### WHAT IS EXPECTED
Copy every line of the records below that holds the word "code".

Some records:
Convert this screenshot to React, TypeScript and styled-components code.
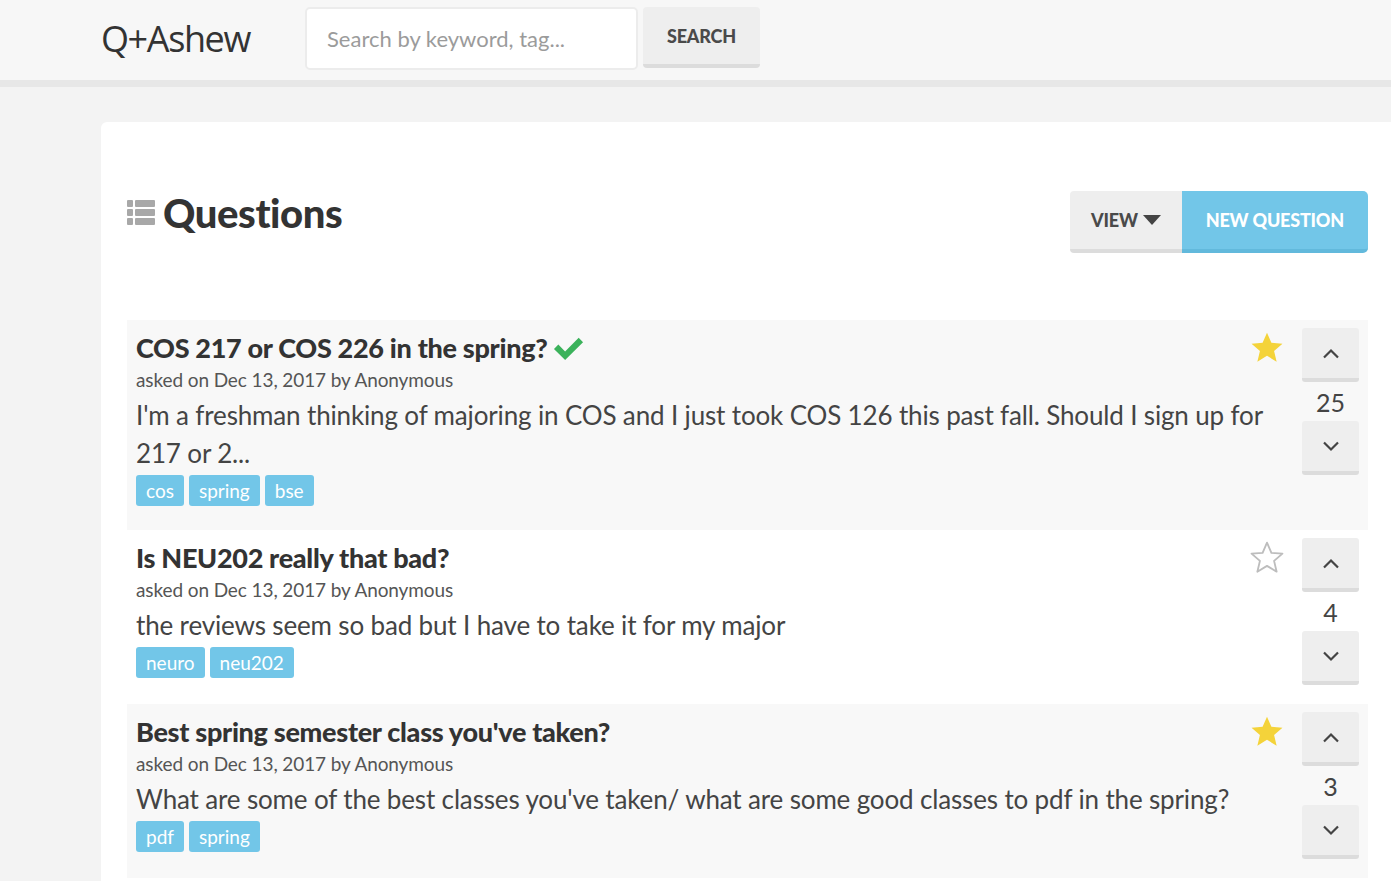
import React from "react";
import styled, { createGlobalStyle } from "styled-components";

const GlobalStyle = createGlobalStyle`
  html, body {
    margin: 0;
    padding: 0;
    background: #f3f3f3;
    font-family: Lato, "Open Sans", sans-serif;
    color: #444;
    overflow-x: hidden;
  }
`;

type Question = {
  title: string;
  answered?: boolean;
  body: string;
  tags: string[];
  starred: boolean;
  votes: number;
  shaded: boolean;
};

const questions: Question[] = [
  {
    title: "COS 217 or COS 226 in the spring?",
    answered: true,
    body: "I'm a freshman thinking of majoring in COS and I just took COS 126 this past fall. Should I sign up for 217 or 2...",
    tags: ["cos", "spring", "bse"],
    starred: true,
    votes: 25,
    shaded: true,
  },
  {
    title: "Is NEU202 really that bad?",
    body: "the reviews seem so bad but I have to take it for my major",
    tags: ["neuro", "neu202"],
    starred: false,
    votes: 4,
    shaded: false,
  },
  {
    title: "Best spring semester class you've taken?",
    body: "What are some of the best classes you've taken/ what are some good classes to pdf in the spring?",
    tags: ["pdf", "spring"],
    starred: true,
    votes: 3,
    shaded: true,
  },
];

export default function App() {
  return (
    <>
      <GlobalStyle />
      <Header>
        <Logo>Q+Ashew</Logo>
        <SearchInput placeholder="Search by keyword, tag..." />
        <GrayButton>Search</GrayButton>
      </Header>
      <Main>
        <Card>
          <CardHead>
            <Heading>
              <ListIcon />
              Questions
            </Heading>
            <ButtonGroup>
              <GrayButton $tall>
                View <Caret />
              </GrayButton>
              <BlueButton>New Question</BlueButton>
            </ButtonGroup>
          </CardHead>
          <List>
            {questions.map((q) => (
              <Item key={q.title} $shaded={q.shaded}>
                <Content>
                  <Title>
                    {q.title}
                    {q.answered && <Check />}
                  </Title>
                  <Meta>asked on Dec 13, 2017 by Anonymous</Meta>
                  <Body>{q.body}</Body>
                  <Tags>
                    {q.tags.map((t) => (
                      <Tag key={t}>{t}</Tag>
                    ))}
                  </Tags>
                </Content>
                <StarBox>
                  <Star filled={q.starred} />
                </StarBox>
                <Votes>
                  <VoteButton>
                    <Chevron up />
                  </VoteButton>
                  <Count>{q.votes}</Count>
                  <VoteButton>
                    <Chevron />
                  </VoteButton>
                </Votes>
              </Item>
            ))}
          </List>
        </Card>
      </Main>
    </>
  );
}

function ListIcon() {
  return (
    <svg width="28" height="26" viewBox="0 0 28 26" style={{ marginRight: 8 }}>
      {[0, 9, 18].map((y) => (
        <g key={y} fill="#a8a8a8">
          <rect x="0" y={y} width="6" height="7" rx="1" />
          <rect x="8" y={y} width="20" height="7" rx="1" />
        </g>
      ))}
    </svg>
  );
}

function Caret() {
  return (
    <svg width="18" height="11" viewBox="0 0 18 11" style={{ marginLeft: 5 }}>
      <path d="M0 0h18L9 10z" fill="#444" />
    </svg>
  );
}

function Check() {
  return (
    <svg width="31" height="26" viewBox="0 0 32 26" style={{ marginLeft: 5 }}>
      <path d="M1 14l4.5-4.5 7 7L26.5 2.5 31 7 12.5 25.5z" fill="#3bb25b" />
    </svg>
  );
}

function Star({ filled }: { filled: boolean }) {
  return (
    <svg width="34" height="33" viewBox="0 0 24 23">
      <path
        d="M12 1l3.1 7.2 7.8.6-5.9 5.1 1.8 7.6L12 17.4 5.2 21.5 7 13.9 1.1 8.8l7.8-.6z"
        fill={filled ? "#f4d33a" : "none"}
        stroke={filled ? "none" : "#bdbdbd"}
        strokeWidth="1.3"
        strokeLinejoin="round"
      />
    </svg>
  );
}

function Chevron({ up }: { up?: boolean }) {
  return (
    <svg width="18" height="11" viewBox="0 0 18 11">
      <path
        d={up ? "M2 9.5L9 2.5l7 7" : "M2 1.5l7 7 7-7"}
        fill="none"
        stroke="#444"
        strokeWidth="2.2"
      />
    </svg>
  );
}

const Header = styled.header`
  background: #f7f7f7;
  border-bottom: 7px solid #e7e7e7;
  display: flex;
  align-items: flex-start;
  padding: 7px 0 0 101px;
  box-sizing: border-box;
  height: 87px;
`;

const Logo = styled.div`
  font-family: "Open Sans", sans-serif;
  font-size: 36px;
  color: #333;
  letter-spacing: -1.4px;
  width: 204px;
  margin-top: 8px;
  line-height: 48px;
`;

const SearchInput = styled.input`
  width: 333px;
  height: 63px;
  box-sizing: border-box;
  border: 2px solid #ececec;
  border-radius: 5px;
  background: #fff;
  padding: 0 20px;
  font-family: Lato, sans-serif;
  font-size: 22px;
  color: #444;
  outline: none;
  &::placeholder {
    color: #9b9b9b;
  }
`;

const GrayButton = styled.button<{ $tall?: boolean }>`
  height: ${(p) => (p.$tall ? 62 : 61)}px;
  margin-left: ${(p) => (p.$tall ? 0 : 5)}px;
  padding: 0 ${(p) => (p.$tall ? 21 : 24)}px;
  box-sizing: border-box;
  border: none;
  border-bottom: 4px solid #dcdcdc;
  border-radius: ${(p) => (p.$tall ? "4px 0 0 4px" : "4px")};
  background: #eeeeee;
  color: #4a4a4a;
  font-family: Lato, sans-serif;
  font-weight: 900;
  font-size: 18px;
  text-transform: uppercase;
  display: flex;
  align-items: center;
  letter-spacing: -0.2px;
`;

const BlueButton = styled.button`
  height: 62px;
  padding: 0 24px;
  box-sizing: border-box;
  border: none;
  border-bottom: 4px solid #62b9dc;
  border-radius: 0 5px 5px 0;
  background: #72c6e8;
  color: #fff;
  font-family: Lato, sans-serif;
  font-weight: 900;
  font-size: 18px;
  text-transform: uppercase;
  letter-spacing: -0.2px;
`;

const Main = styled.main`
  padding: 35px 0 0 101px;
`;

const Card = styled.section`
  width: 1293px;
  background: #fff;
  border-radius: 6px 0 0 0;
  padding: 69px 26px 0;
  box-sizing: border-box;
  min-height: 800px;
`;

const CardHead = styled.div`
  display: flex;
  justify-content: space-between;
  align-items: center;
  height: 62px;
  margin-bottom: 67px;
`;

const Heading = styled.h1`
  margin: 0;
  display: flex;
  align-items: center;
  font-family: Lato, sans-serif;
  font-size: 40px;
  font-weight: 900;
  color: #333;
  letter-spacing: -0.4px;
  margin-top: -18px;
`;

const ButtonGroup = styled.div`
  display: flex;
`;

const List = styled.div`
  display: flex;
  flex-direction: column;
`;

const Item = styled.article<{ $shaded: boolean }>`
  position: relative;
  display: flex;
  align-items: flex-start;
  background: ${(p) => (p.$shaded ? "#f8f8f8" : "#fff")};
  padding: 8px 0 0 9px;
  min-height: 174px;
  box-sizing: border-box;
  &:first-child {
    min-height: 210px;
  }
`;

const Content = styled.div`
  flex: 1;
  padding: 4px 8px 0 0;
`;

const Title = styled.h2`
  margin: 0;
  display: flex;
  align-items: center;
  font-family: Lato, sans-serif;
  font-size: 27px;
  font-weight: 900;
  color: #333;
  letter-spacing: -0.3px;
  line-height: 32px;
`;

const Meta = styled.div`
  font-size: 19px;
  color: #555;
  line-height: 32px;
  letter-spacing: -0.1px;
`;

const Body = styled.p`
  margin: 0;
  font-size: 26px;
  line-height: 38px;
  color: #444;
  letter-spacing: -0.15px;
`;

const Tags = styled.div`
  display: flex;
  gap: 5px;
  margin-top: 3px;
`;

const Tag = styled.span`
  background: #72c6e8;
  color: #fff;
  border-radius: 3px;
  font-size: 19px;
  line-height: 31px;
  padding: 0 10px;
`;

const StarBox = styled.div`
  position: absolute;
  top: 11px;
  right: 84px;
  width: 34px;
  height: 33px;
`;

const Votes = styled.div`
  width: 57px;
  margin-right: 9px;
  display: flex;
  flex-direction: column;
  align-items: center;
`;

const VoteButton = styled.button`
  width: 57px;
  height: 54px;
  box-sizing: border-box;
  border: none;
  border-bottom: 4px solid #dcdcdc;
  border-radius: 3px;
  background: #eeeeee;
  display: flex;
  align-items: center;
  justify-content: center;
`;

const Count = styled.div`
  font-size: 25px;
  color: #444;
  line-height: 37px;
  padding-top: 2px;
`;
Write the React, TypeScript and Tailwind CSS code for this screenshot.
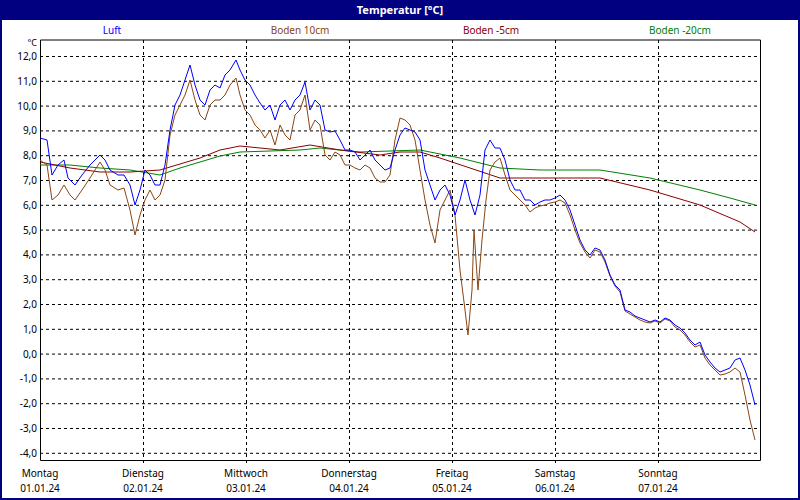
const yOf = (v: number) => 56 + (12 - v) * 24.8;

const luft = "40,138 47,140 52,175 58,165 64,160 68,178 75,185 82,175 90,165 100,155 105,160 110,170 118,175 124,175 130,185 135,205 140,190 145,170 150,175 155,185 160,185 165,165 170,130 175,105 180,95 185,80 190,65 195,85 200,100 205,105 210,90 215,85 220,88 225,75 230,70 236,60 240,70 245,80 250,85 255,95 260,103 265,110 270,105 275,120 280,105 285,100 290,110 295,100 300,95 305,82 310,110 315,100 320,105 325,130 330,132 335,131 340,140 345,150 350,150 355,152 360,160 365,155 370,150 375,160 380,165 385,170 390,168 395,150 400,135 405,128 410,130 415,132 420,140 425,170 430,185 435,200 440,190 445,185 450,195 455,215 460,200 465,180 470,200 475,215 480,195 485,150 490,140 495,148 500,148 505,160 510,180 515,190 520,190 525,200 530,200 535,205 540,202 545,200 550,200 555,198 560,195 565,200 570,210 575,225 580,240 585,250 590,255 595,248 600,250 605,260 610,275 615,285 620,290 625,310 630,312 635,316 640,318 645,320 650,322 655,320 660,322 665,318 670,320 675,325 680,328 685,333 690,340 695,345 700,342 705,355 710,362 715,368 720,372 725,370 730,368 735,360 740,358 745,370 750,385 755,405";

const boden10 = "40,160 47,165 52,200 58,195 64,185 70,195 75,200 82,190 90,178 100,162 105,170 110,185 118,190 124,188 130,210 135,235 140,215 145,200 150,190 155,200 160,195 165,180 170,135 175,115 180,105 185,95 190,80 195,100 200,115 205,120 210,105 215,100 220,100 225,95 230,85 236,78 240,95 245,110 250,115 255,125 260,130 265,138 270,130 275,145 280,125 285,135 290,140 295,115 300,110 305,95 310,130 315,120 320,125 325,155 330,160 335,152 340,155 345,165 350,165 355,168 360,170 365,165 370,168 375,178 380,182 385,182 390,175 395,140 400,118 405,120 410,125 415,140 420,170 425,200 430,225 435,243 440,210 445,200 450,190 455,215 460,270 465,310 468,335 472,290 474,230 478,290 482,240 486,200 490,170 495,162 500,158 505,175 510,190 515,195 520,200 525,205 530,212 535,208 540,206 545,205 550,203 555,202 560,200 565,203 570,215 575,230 580,243 585,252 590,258 595,250 600,252 605,262 610,276 615,286 620,292 625,311 630,314 635,317 640,320 645,322 650,323 655,321 660,323 665,319 670,321 675,327 680,330 685,335 690,342 695,347 700,345 705,358 710,365 715,370 720,375 725,374 730,372 735,368 740,372 745,395 750,420 755,440";

const boden5 = "40,162 70,168 100,172 130,172 160,170 180,164 200,158 220,150 240,146 260,148 280,150 310,145 340,150 380,155 400,152 420,152 440,158 470,168 500,178 540,178 600,178 650,190 700,205 740,222 755,232";
const boden20 = "40,165 70,165 100,168 130,170 160,175 180,168 200,162 220,156 240,152 270,151 300,150 320,148 360,152 420,150 460,158 500,168 540,170 600,170 650,178 700,190 730,198 755,205";

const days = [
  ["Montag", "01.01.24"], ["Dienstag", "02.01.24"], ["Mittwoch", "03.01.24"], ["Donnerstag", "04.01.24"],
  ["Freitag", "05.01.24"], ["Samstag", "06.01.24"], ["Sonntag", "07.01.24"],
];

export default function App() {
  const ticks = Array.from({ length: 17 }, (_, i) => 12 - i);
  return (
    <div className="w-[800px] h-[500px] bg-[#000080] flex flex-col font-['DejaVu_Sans',sans-serif]">
      <div className="h-[20px] flex items-center justify-center text-white text-[11px] font-bold">
        Temperatur [°C]
      </div>
      <div className="flex-1 mx-[2px] mb-[2px] bg-white relative">
        <svg width="796" height="478" className="block" style={{ fontSize: 10 }}>
          <g transform="translate(-2,-20)">
            <text x="112" y="34" fill="#0000ff" textAnchor="middle">Luft</text>
            <text x="300" y="34" fill="#8b4513" textAnchor="middle">Boden 10cm</text>
            <text x="491" y="34" fill="#8b0000" textAnchor="middle">Boden -5cm</text>
            <text x="680" y="34" fill="#008000" textAnchor="middle">Boden -20cm</text>
            <text x="37" y="46" textAnchor="end" fontSize="9">°C</text>
            {ticks.map((v) => (
              <g key={v}>
                <line x1="40" x2="760" y1={yOf(v) + 0.5} y2={yOf(v) + 0.5} stroke="#000" strokeDasharray="3 3" />
                <text x="37" y={yOf(v) + 4} textAnchor="end">{v.toFixed(1).replace(".", ",")}</text>
              </g>
            ))}
            {[1, 2, 3, 4, 5, 6].map((d) => (
              <line key={d} x1={40 + d * 103 + 0.5} x2={40 + d * 103 + 0.5} y1="40" y2="463" stroke="#000" strokeDasharray="3 3" />
            ))}
            <polyline points="40.5,40 40.5,460.5 760.5,460.5 760.5,40 40.5,40" fill="none" stroke="#000" />
            <polyline points={boden20} fill="none" stroke="#008000" />
            <polyline points={boden5} fill="none" stroke="#8b0000" />
            <polyline points={boden10} fill="none" stroke="#8b4513" />
            <polyline points={luft} fill="none" stroke="#0000ff" />
            {days.map(([n, dt], i) => (
              <g key={n}>
                <text x={40 + i * 103} y="477" textAnchor="middle">{n}</text>
                <text x={40 + i * 103} y="492" textAnchor="middle">{dt}</text>
              </g>
            ))}
          </g>
        </svg>
      </div>
    </div>
  );
}
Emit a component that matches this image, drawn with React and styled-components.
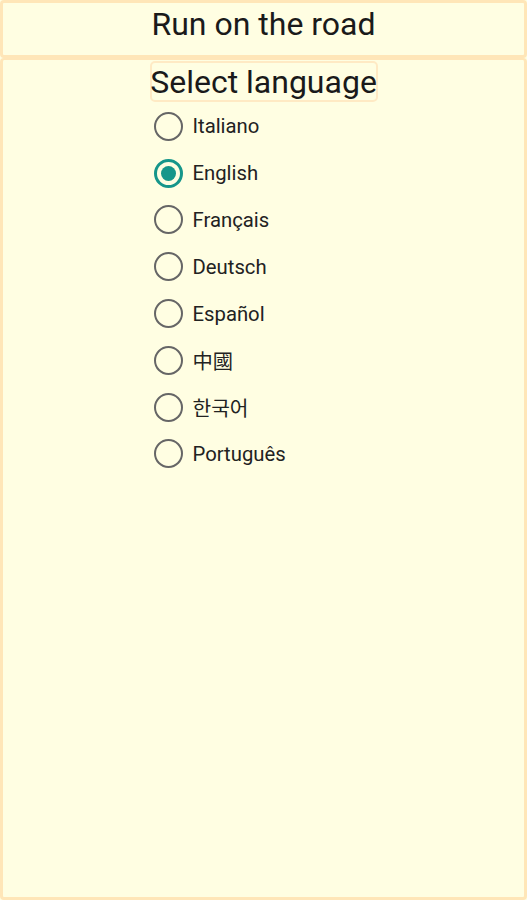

### EXPECTED ANSWER
Convert this screenshot to React, TypeScript and styled-components code.
Write the React, TypeScript and Tailwind CSS code for this screenshot.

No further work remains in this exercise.